SALT LAKE CITY — The parents of Jovany Mercado, shot and killed by police in a confrontation last year, are suing the city of Ogden and the four Ogden police officers involved, saying the incident constituted unconstitutional use of deadly force.
More generally, Juan and Rosa Mercado, Jovany Mercado’s parents, say in the suit, filed Thursday in U.S. District Court in Salt Lake City, that the force used was out of proportion to the circumstances. The suit — a significant sally in the simmering situation — describes the deadly encounter as quick and chaotic and Jovany Mercado’s actions preceding the shooting as innocuous.
“Jovany was obviously disoriented, intoxicated and/or mentally impaired or mentally ill. Jovany never threatened anyone. Jovany never assaulted anyone. Utah is an open-carry state and Jovany had a constitutional right to carry the pocket knife,” the suit reads, alluding to the folding knife the man had in his hand at the time the incident transpired.
It goes on, describing Mercado’s actions the evening of Aug. 16, 2019, in less ominous terms than what police and other officials have used. Mercado, 26, was shot and killed in the driveway of his parents’ Ogden home that evening by police responding to reports in the area of a suspicious man — Jovany Mercado, it turns out — walking around the neighborhood with a knife.
“Despite the fact Jovany is seen walking peacefully, and had committed no crime, officers demanded that Jovany put down his pocketknife,” the suit says. “The pocketknife was seen by the officers to be at Jovany’s side. He never raised or moved the pocketknife in an aggressive manner. Jovany was given virtually no time (just a few seconds) to comply with the confusing and overlapping ‘drop it’ and ‘come to them’ commands of the officers.”

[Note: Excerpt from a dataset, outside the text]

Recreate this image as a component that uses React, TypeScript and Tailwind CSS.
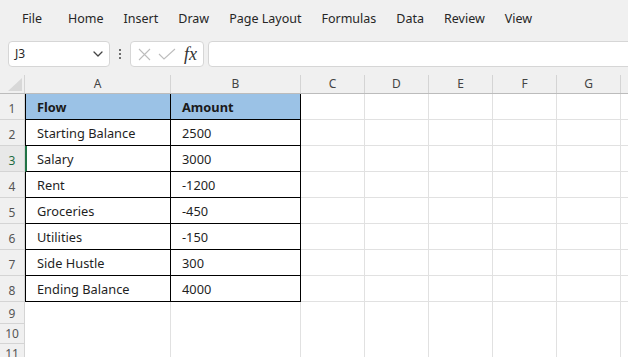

The elder Mercados seek unspecified damages for pain and suffering in their suit, a declaration that the force used against their son was unconstitutional and punitive damages against the city and four officers. Furthermore, they call for change requiring Ogden officers to carry non-lethal weapons while on patrol and to get specialized training each year on dealing with mentally ill people, among other things.
The city has yet to file a court response. But its legal representatives were quick to come to the defense of the officers, holding a press conference on Thursday, issuing a press release on the matter and releasing a video featuring surveillance and police body cam footage of the incident. The statement and the city’s attorney, Heather White of Snow Christensen & Martineau in Salt Lake City, reiterated their contentions that Mercado posed a dire threat that August evening last year.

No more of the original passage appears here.